Ces œuvres troublantes et difformes font involontairement écho aux peintures de Jeehye Song, exposées tout près par la galerie IAH (H06). Née en 1991 en Corée du Sud, elle vit et travaille aujourd’hui à Düsseldorf, où elle compose d’étranges peintures à l’acrylique ou à l’huile sur toile. Ses motifs déploient des corps surréalistes, transformant des jambes et des bras en de longs spaghetti désarticulés, et dessinant des visages comme dissous, fondus par la chaleur. Ces corps humains fluides incarnent ainsi l’état de fatigue moderne, une impression de léthargie qui saisit la société moderne face à l’appel des réseaux sociaux et le paradoxe d’être toujours plus efficace et proactif…
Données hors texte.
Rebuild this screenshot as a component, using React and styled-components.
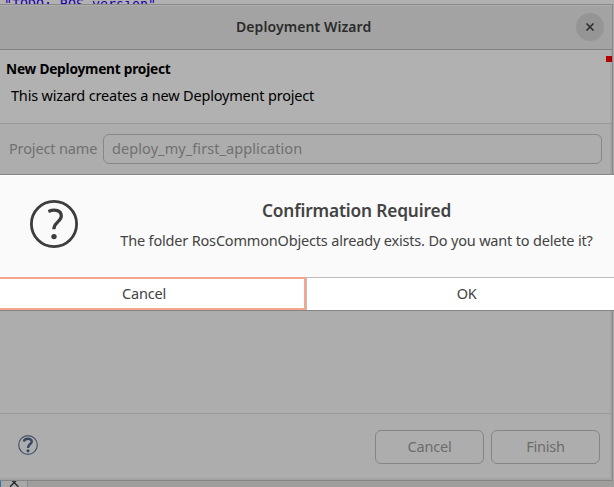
import React from "react";
import styled, { createGlobalStyle } from "styled-components";

const GlobalStyle = createGlobalStyle`
  *, *::before, *::after { box-sizing: border-box; }
  body { margin: 0; overflow: hidden; font-family: "Noto Sans", "Open Sans", sans-serif; }
`;

const Screen = styled.div`
  position: relative;
  width: 614px;
  height: 487px;
  overflow: hidden;
  display: flex;
  flex-direction: column;
  background: #aeaeae;
`;

const Label = styled.span`
  display: block;
  flex: none;
  white-space: pre;
  font-size: ${(p) => p.$size || 14.5}px;
  font-weight: ${(p) => p.$weight || 400};
  letter-spacing: ${(p) => p.$spacing || 0}px;
  line-height: 20px;
  color: ${(p) => p.$color || "#434343"};
`;

const EditorStrip = styled.div`
  flex: none;
  height: 4px;
  overflow: hidden;
  padding-left: 4px;
  background: #b1b1b1;
`;

const CodeText = styled.div`
  margin-top: -4px;
  font: 13.3px/17px "DejaVu Sans Mono", monospace;
  white-space: pre;
  color: #1b00ad;
`;

const WindowRow = styled.div`
  flex: none;
  display: flex;
  height: 477px;
`;

const Window = styled.div`
  width: 613px;
  display: flex;
  flex-direction: column;
  border-top: 1px solid #898989;
  border-right: 1px solid #878787;
  border-bottom: 1px solid #858585;
  background: #adadad;
  box-shadow: inset -2px -2px 0 #a3a3a3;
`;

const Behind = styled.div`
  flex: 1;
  background: #aaa;
`;

const TitleBar = styled.header`
  height: 45px;
  display: flex;
  align-items: center;
  justify-content: flex-end;
  padding: 0 8px 1px 0;
  border-top: 1px solid #aeaeae;
  border-bottom: 1px solid #828282;
  background: #a3a3a3;
`;

const TitleText = styled.div`
  flex: 1;
  padding-left: 236px;
`;

const CloseButton = styled.button`
  width: 28px;
  height: 28px;
  padding: 0;
  border: 0;
  border-radius: 50%;
  display: grid;
  place-items: center;
  background: #959595;
`;

const Banner = styled.section`
  height: 74px;
  display: flex;
  justify-content: space-between;
  padding: 6px 0 0 6px;
  border-bottom: 1px solid #999;
  background: #b1b1b1;
  box-shadow: inset -2px 0 0 #a7a7a7;
`;

const BannerText = styled.div`
  display: flex;
  flex-direction: column;
  gap: 6px;
  padding-top: 3px;
`;

const Inset = styled.div`
  padding-left: 5px;
`;

const ErrorMark = styled.div`
  width: 6px;
  height: 6px;
  background: linear-gradient(90deg, #b90000 4px, #a90000 4px);
`;

const Body = styled.section`
  height: 290px;
  padding: 10px 10px 0 9px;
  border-bottom: 1px solid #999;
`;

const Field = styled.div`
  display: flex;
  align-items: center;
`;

const FieldName = styled.div`
  width: 94px;
  padding-bottom: 2px;
`;

const TextInput = styled.div`
  flex: 1;
  height: 30px;
  display: flex;
  align-items: center;
  padding: 0 0 2px 8px;
  border: 1px solid #878787;
  border-radius: 6px;
`;

const Footer = styled.footer`
  flex: 1;
  display: flex;
  align-items: flex-start;
  padding: 16px 12px 0 18px;
`;

const HelpIcon = styled.svg`
  display: block;
  margin-top: 5px;
  margin-right: auto;
`;

const FooterButton = styled.button`
  width: 109px;
  height: 34px;
  margin-left: 7px;
  padding: 0 0 2px;
  display: flex;
  align-items: center;
  justify-content: center;
  border: 1px solid #858585;
  border-radius: 6px;
  background: transparent;
  font-family: inherit;
`;

const TabStrip = styled.div`
  flex: none;
  height: 6px;
  display: flex;
  background: #a09e9c;
`;

const Tab = styled.div`
  width: 28px;
  height: 6px;
  overflow: hidden;
  border-left: 1px solid #3272a4;
  border-right: 1px solid #888;
  background: #a8a8a8;
`;

const TabClose = styled.svg`
  display: block;
`;

const Dialog = styled.section`
  position: absolute;
  top: 174px;
  left: 0;
  width: 614px;
  height: 137px;
  display: flex;
  flex-direction: column;
  border-top: 1px solid #858585;
  border-bottom: 1px solid #858585;
  background: #fafafa;
`;

const Message = styled.div`
  height: 102px;
  display: flex;
  padding: 24px 0 0 30px;
  border-top: 1px solid #fff;
`;

const MessageText = styled.div`
  width: 473px;
  margin-left: 42px;
  padding-top: 1px;
  display: flex;
  flex-direction: column;
  align-items: center;
  gap: 9px;
`;

const Actions = styled.div`
  flex: 1;
  display: flex;
  background: #fff;
`;

const Action = styled.button`
  width: ${(p) => p.$width}px;
  padding: 0 ${(p) => p.$padRight || 0}px 2px ${(p) => p.$padLeft || 0}px;
  display: flex;
  align-items: center;
  justify-content: center;
  background: #fff;
  font-family: inherit;
  border: 0 solid ${(p) => (p.$focused ? "#f4a68e" : "#bebebe")};
  border-width: ${(p) => (p.$focused ? "2px 2px 2px 0" : "1px 0 0 1px")};
`;

export default function App() {
  return (
    <Screen>
      <GlobalStyle />
      <EditorStrip>
        <CodeText>"TODO: ROS version"</CodeText>
      </EditorStrip>
      <WindowRow>
        <Window>
          <TitleBar>
            <TitleText>
              <Label $weight={600} $size={14} $spacing={0.08} $color="#2b2b2b">Deployment Wizard</Label>
            </TitleText>
            <CloseButton aria-label="Close">
              <svg width="8" height="8" viewBox="0 0 8 8">
                <path d="M0.5 0.5 7.5 7.5M7.5 0.5 0.5 7.5" stroke="#292929" strokeWidth="1.5" />
              </svg>
            </CloseButton>
          </TitleBar>
          <Banner>
            <BannerText>
              <Label $weight={700} $size={13.7} $spacing={-0.23} $color="#000">New Deployment project</Label>
              <Inset>
                <Label $spacing={-0.19} $color="#000">This wizard creates a new Deployment project</Label>
              </Inset>
            </BannerText>
            <ErrorMark />
          </Banner>
          <Body>
            <Field>
              <FieldName>
                <Label $spacing={-0.15} $color="#707070">Project name</Label>
              </FieldName>
              <TextInput>
                <Label $spacing={0.08} $color="#707070">deploy_my_first_application</Label>
              </TextInput>
            </Field>
          </Body>
          <Footer>
            <HelpIcon width="20" height="20" viewBox="0 0 20 20" fill="none">
              <circle cx="10" cy="10" r="9.3" stroke="#46536a" strokeWidth="1.2" />
              <path d="M5.9 6.6C6.3 3 13.8 2.8 13.8 6.5C13.8 9.2 10 9 10 13" stroke="#37455e" strokeWidth="2.4" />
              <circle cx="10" cy="15.7" r="1.5" fill="#37455e" />
            </HelpIcon>
            <FooterButton><Label $spacing={-0.2} $color="#6c6c6c">Cancel</Label></FooterButton>
            <FooterButton><Label $spacing={-0.2} $color="#6c6c6c">Finish</Label></FooterButton>
          </Footer>
        </Window>
        <Behind />
      </WindowRow>
      <TabStrip>
        <Tab>
          <TabClose width="26" height="6" viewBox="0 0 26 6">
            <path d="M9 -2.6 17.4 5.8M17.4 -2.6 9 5.8" stroke="#242424" strokeWidth="1.3" />
          </TabClose>
        </Tab>
      </TabStrip>
      <Dialog role="dialog">
        <Message>
          <svg width="48" height="48" viewBox="0 0 48 48" fill="none">
            <circle cx="24" cy="24" r="22.6" stroke="#3d3d3d" strokeWidth="2.8" />
            <path d="M18.4 11.4C25 8.7 31.3 10.5 31.3 16C31.3 21.8 23.8 22.2 23.8 29.3" stroke="#3d3d3d" strokeWidth="3.2" />
            <circle cx="24" cy="36.6" r="2.7" fill="#3d3d3d" />
          </svg>
          <MessageText>
            <Label $weight={600} $size={17.3} $spacing={-0.15}>Confirmation Required</Label>
            <Label $spacing={-0.18}>The folder RosCommonObjects already exists. Do you want to delete it?</Label>
          </MessageText>
        </Message>
        <Actions>
          <Action $focused $width={306} $padRight={16}><Label $spacing={-0.2}>Cancel</Label></Action>
          <Action $width={308} $padLeft={12}><Label $spacing={-0.4}>OK</Label></Action>
        </Actions>
      </Dialog>
    </Screen>
  );
}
De la cour d’Honneur à la cour Mansart
Des problématiques et des images ultra-contemporaines, qui détonnent en effet avec l’espace de la galerie Vazieux (stand H09). Signés par Moonassi, de grands aplats d’encre et d’acrylique sur papier hanji dévoilent des scènes mystiques, comme éclairées à la bougie, dont se détachent des figures stylisées et uniformes. Formé à la peinture traditionnelle asiatique à l’Université Hongik à Séoul, l’artiste coréen convoque un univers saisissant et méditatif, à la croisée du clair-obscur du 17e siècle et de la peinture réaliste actuelle.
Porté par la poésie de cette présentation, on se dirige vers le dernier espace de la foire Asia Now, situé dans la cour Mansart dans une autre tente blanche, plus petite. Éclairés par un grand ciel bleu, les stands des galeristes affichent ici des œuvres plus colorées. On s’arrête sur les tableaux de Shen Wei (Zeto Art, stand M12), inspirés par les propres photographies de l’artiste sino-américain où il s’autoreprésente dans des décors et des activités intimes.
Plus loin, juste avant la sortie, les tapisseries de Rambir Kaleka vibrent sur le stand de la galerie indienne Milaaya. Emplies de reliefs, ses œuvres englobent un univers bariolé au sein duquel papillons et insectes côtoient des architectures de Mumbai dans une explosion de riches ornementations. Des images fantasmagoriques qui terminent le parcours avec féerie, avant de poursuivre ses visites dans la capitale.
Asia Now, du 22 au 26 octobre à la Monnaie de Paris, 11 Quai de Conti, Paris 6e.